A compliment like that from the queen of food doesn’t get any better. And how lucky was I to share those meals, and how lucky are we to have fine New Zealand fare like this to share with visitors.

13 September 2014


Last night, a dinner that added to the rich cauldron of eating experiences my life has dished up. A tiny jewel of a restaurant in a narrow cobbled lane in the historic Portuguese town of Evora is where Domingo Canelas and his wife Florbela cook for just ten diners at lunch or dinner, five days a week. No reservations so we arrived at 6.45pm to claim our place in a small queue.
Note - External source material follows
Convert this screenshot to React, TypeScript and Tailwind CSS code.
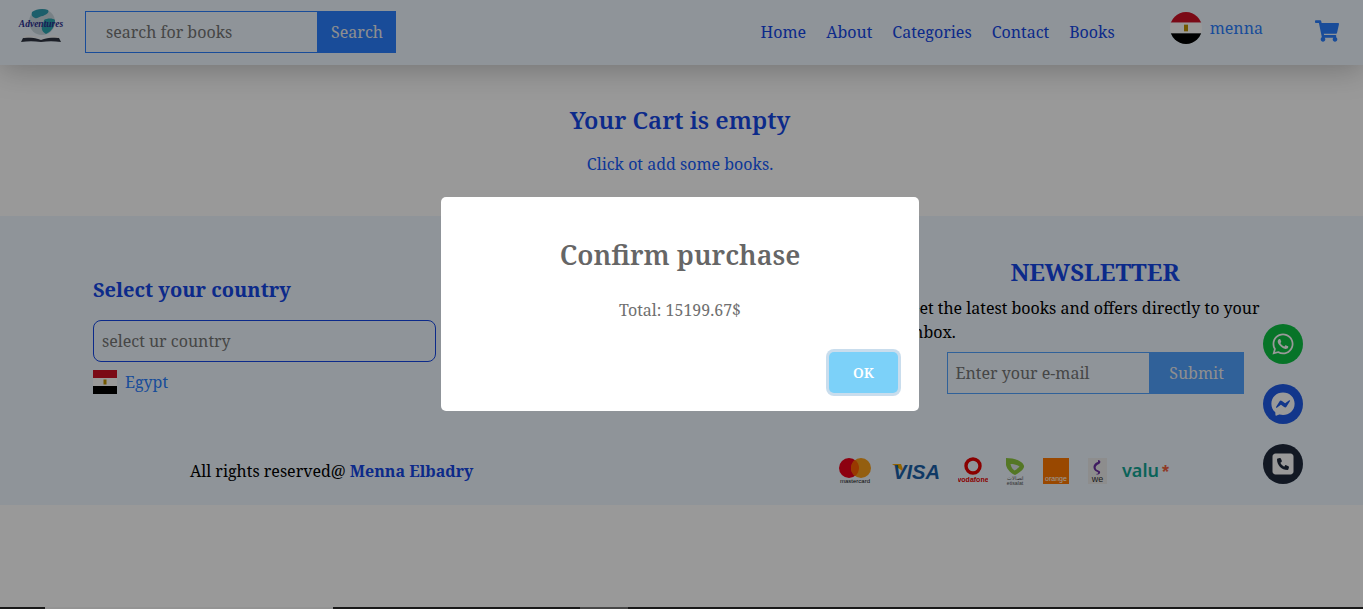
import { FaShoppingCart, FaWhatsapp, FaFacebookMessenger } from "react-icons/fa"
import { FaSquarePhone } from "react-icons/fa6"

const links = ["Home", "About", "Categories", "Contact", "Books"]

function EgyptFlag({ className }: { className: string }) {
  return (
    <svg viewBox="0 0 24 24" className={className}>
      <rect width="24" height="8" fill="#ce1126" />
      <rect y="8" width="24" height="8" fill="#fff" />
      <rect y="16" width="24" height="8" fill="#000" />
      <rect x="10.5" y="9.5" width="3" height="5" fill="#c09300" />
    </svg>
  )
}

function BrandLogo() {
  return (
    <svg viewBox="0 0 48 34" className="h-[34px] w-[48px]">
      <circle cx="25" cy="14" r="13" fill="#c9d8e0" />
      <path d="M15 4c4-3 11-4 16-2c2 3-3 5-5 6c-3 0-5 3-8 2c-3-1-4-3-3-6z" fill="#2f9db2" />
      <path d="M27 12c3-2 9-2 11 0c0 6-3 11-9 14c-3-2-5-4-4-8c1-2 2-4 2-6z" fill="#2aa5b0" />
      <path d="M4 34l2-4c7-1 13 0 18 2c5-2 12-3 18-2l2 4c-7-1-13-1-20 0c-7-1-13-1-20 0z" fill="#2f3542" />
      <path d="M7 28c6-1 12 0 17 2c5-2 11-3 17-2l1 2c-7-1-12-1-18 1c-6-2-11-2-18-1z" fill="#f7f7f7" />
      <text x="24" y="18.500" textAnchor="middle" fontSize="9.500" fontStyle="italic" fontWeight="700" fill="#2b2f8f" fontFamily="Liberation Serif">Adventures</text>
    </svg>
  )
}

function PaymentLogos() {
  return (
    <div className="flex items-center">
      <svg viewBox="0 0 32 26" className="h-[26px] w-[32px]">
        <circle cx="10" cy="10" r="10" fill="#eb001b" />
        <circle cx="22" cy="10" r="10" fill="#f79e1b" />
        <path d="M16 2a10 10 0 0 1 0 16a10 10 0 0 1 0-16z" fill="#ff5f00" />
        <text x="16" y="25" textAnchor="middle" fontSize="6" fill="#111" fontFamily="Liberation Sans">mastercard</text>
      </svg>
      <svg viewBox="0 0 50 20" className="ml-[21px] h-[20px] w-[50px] overflow-visible">
        <path d="M0 3h9l3 8z" fill="#f7a600" />
        <text x="1" y="18" fontSize="20" fontWeight="700" fontStyle="italic" fill="#1a5fa8" fontFamily="Liberation Sans" textLength="47" lengthAdjust="spacingAndGlyphs">VISA</text>
      </svg>
      <svg viewBox="0 0 30 28" className="ml-[16px] h-[28px] w-[30px]">
        <circle cx="15" cy="9" r="7" fill="none" stroke="#e60000" strokeWidth="3.4" />
        <text x="15" y="25" textAnchor="middle" fontSize="7" fontWeight="700" fill="#e60000" fontFamily="Liberation Sans">vodafone</text>
      </svg>
      <svg viewBox="0 0 22 28" className="ml-[16px] h-[28px] w-[22px]">
        <path d="M2 1c8 0 17 3 18 8c.5 3-5 7-9 9c-3-1-8-5-9-10z" fill="#8cc63f" />
        <path d="M6.500 7c4 0 7 1 9 2.500c-1 1-3 3-5 4c-1.500-1-3.500-3-4-6.500z" fill="#dfe7ec" />
        <text x="11" y="23" textAnchor="middle" fontSize="5" fill="#555" fontFamily="Noto Sans">اتصالات</text>
        <text x="11" y="27.500" textAnchor="middle" fontSize="5.200" fill="#555" fontFamily="Liberation Sans">etisalat</text>
      </svg>
      <div className="ml-[17px] flex h-[26px] w-[26px] items-end justify-center bg-[#ff7900] pb-px">
        <span className="font-['Liberation_Sans'] text-[7px] leading-[8px] text-white">orange</span>
      </div>
      <svg viewBox="0 0 19 26" className="ml-[19px] h-[26px] w-[19px]">
        <rect width="19" height="26" fill="#ececec" />
        <path d="M10 2c3 0 3 3 1 4c-3 1-4 3-3 5c1 2 5 1 4 4c-.5 1.500-3 2-4 1c2 0 3-1 1.500-2c-3-1-5-4-3.500-7c1-2 3-3 4-3z" fill="#6a2fa0" />
        <text x="9.500" y="24" textAnchor="middle" fontSize="9" fill="#333" fontFamily="Liberation Sans">we</text>
      </svg>
      <svg viewBox="0 0 48 16" className="ml-[15px] h-[16px] w-[48px] overflow-visible">
        <text x="0" y="14" fontSize="17" fontWeight="600" fill="#12a594" fontFamily="Noto Sans" textLength="37" lengthAdjust="spacingAndGlyphs">valu</text>
        <text x="40" y="15" fontSize="18" fontWeight="700" fill="#f0623e" fontFamily="Liberation Sans">*</text>
      </svg>
    </div>
  )
}

export default function App() {
  return (
    <div className="relative h-[609px] overflow-hidden bg-white font-['Noto_Serif','DejaVu_Serif',serif] text-base">
      {/* navbar */}
      <nav className="relative z-10 flex h-[65px] items-center bg-[#eef7ff] pb-[2px] pl-[17px] pr-[24px] shadow-[0_4px_30px_rgba(0,0,0,0.25)]">
        <div className="-mt-[14px]">
          <BrandLogo />
        </div>
        <form className="ml-[20px] flex h-[42px]">
          <div className="flex h-full w-[233px] items-center border border-[#2b7fff] pl-[20px] text-[#757575]">search for books</div>
          <button type="button" className="h-full w-[78px] bg-[#2b7fff] text-[#eee]">Search</button>
        </form>
        <ul className="ml-auto flex gap-5 text-[#1447e6]">
          {links.map((l) => (
            <li key={l}>{l}</li>
          ))}
        </ul>
        <div className="-mt-[7px] ml-[55px] flex items-center">
          <EgyptFlag className="h-[32px] w-[32px] rounded-full" />
          <span className="-mt-[1px] ml-[8px] text-[#2b7fff]">menna</span>
        </div>
        <FaShoppingCart className="-mt-[1px] ml-[52px] h-[24px] w-[24px] text-[#2b7fff]" />
      </nav>

      {/* empty cart */}
      <section className="flex h-[151px] flex-col items-center pr-[3px] pt-[39px]">
        <h2 className="text-2xl font-semibold text-[#1447e6]">Your Cart is empty</h2>
        <p className="mt-[16px] text-[#155dfc]">Click ot add some books.</p>
      </section>

      {/* footer */}
      <footer className="h-[289px] bg-[#eef7ff] pl-[93px] pr-[81px]">
        <div className="flex justify-between">
          <div className="w-[343px] pt-[60px]">
            <h3 className="text-xl font-bold text-[#1447e6]">Select your country</h3>
            <div className="mt-[16px] flex h-[42px] items-center rounded-lg border border-[#1447e6] pl-2 text-[#757575]">select ur country</div>
            <div className="mt-2 flex items-center">
              <EgyptFlag className="h-[24px] w-[24px]" />
              <span className="ml-2 text-[#2b7fff]">Egypt</span>
            </div>
          </div>
          <div className="w-[374px] pt-[40px]">
            <h3 className="text-center text-2xl font-bold text-[#1447e6]">NEWSLETTER</h3>
            <p className="mt-[8px] leading-[24px] text-black">Get the latest books and offers directly to your inbox.</p>
            <div className="mt-[8px] flex h-[42px] justify-center">
              <div className="flex w-[203px] items-center border border-[#51a2ff] pl-2 text-[#757575]">Enter your e-mail</div>
              <button type="button" className="w-[94px] bg-[#51a2ff] text-[#eee]">Submit</button>
            </div>
          </div>
        </div>
        <div className="mt-[63px] flex items-center">
          <p className="ml-[97px] text-black">
            All rights reserved@ <span className="font-bold text-[#1447e6]">Menna Elbadry</span>
          </p>
          <div className="ml-auto mr-[112px]">
            <PaymentLogos />
          </div>
        </div>
      </footer>

      <div className="h-[102px]" />
      <div className="flex h-[2px] bg-[#2b2b2b]">
        <div className="ml-[45px] w-[288px] bg-[#f5f5f5]" />
        <div className="ml-[247px] w-[48px] bg-[#777]" />
      </div>

      {/* floating contact buttons */}
      <div className="absolute right-[60px] top-[324px] flex flex-col gap-5">
        <span className="flex h-10 w-10 items-center justify-center rounded-full bg-[#0cc143] text-white"><FaWhatsapp className="h-[24px] w-[24px]" /></span>
        <span className="flex h-10 w-10 items-center justify-center rounded-full bg-[#1e5ae8] text-white"><FaFacebookMessenger className="h-[24px] w-[24px]" /></span>
        <span className="flex h-10 w-10 items-center justify-center rounded-full bg-[#1e293b] text-white"><FaSquarePhone className="h-[24px] w-[24px]" /></span>
      </div>

      {/* modal */}
      <div className="absolute inset-0 z-20 flex items-center justify-center bg-black/40 pb-[1px] pr-[3px]">
        <div className="flex h-[214px] w-[478px] flex-col items-center rounded-[5px] bg-white">
          <h2 className="mt-[38px] text-[27px] font-semibold leading-[40px] text-[#666]">Confirm purchase</h2>
          <p className="mt-[23px] leading-[24px] text-[#707070]">Total: 15199.67$</p>
          <button type="button" className="mt-[30px] mr-[21px] h-[41px] w-[69px] self-end rounded-[5px] bg-[#7cd1f9] text-sm font-semibold text-white shadow-[0_0_0_3px_rgba(120,170,210,0.4)]">OK</button>
        </div>
      </div>
    </div>
  )
}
Seated at the counter, with a wall of wine to gaze at, the evening was personal, exciting and friendly. Very like a true experience in a backstreet secret sushi place in Tokyo. The chef does not speak English but a real rapport is established immediately. He suggested what was good and that sounded perfectly good to me

We ate thin slices of dark rosy pate negra ham, roasted mushrooms filled with local olive oil and crunchy salt, then shared a stunning whole grilled sea bass with a simple salad of tomatoes, cucumber and finely sliced white onion. A glass of white wine for me, red for him. To finish, a Portuguese custard tart for me and fresh sliced mango for Murray. Perfectly simple but breathtakingly delicious.

But for me this experience reinforced just what a new book I have contributed to is all about. 1001 Restaurants to Experience Before You Die is due out at the start of October. The restaurants are chosen for their authenticity, their food (of course) but above all for the special experience they deliver. Botequin da Mouraria is one of those places. A genial host, simple fine fare and an unforgettable atmosphere.

There are 13 New Zealand restaurants in this book which reaches around the world. You may never get to Evora but we do offer heart stopping dinners at home in NZ too! I will surprise and delight you hopefully with my choices - just as I was surprised and delighted last night.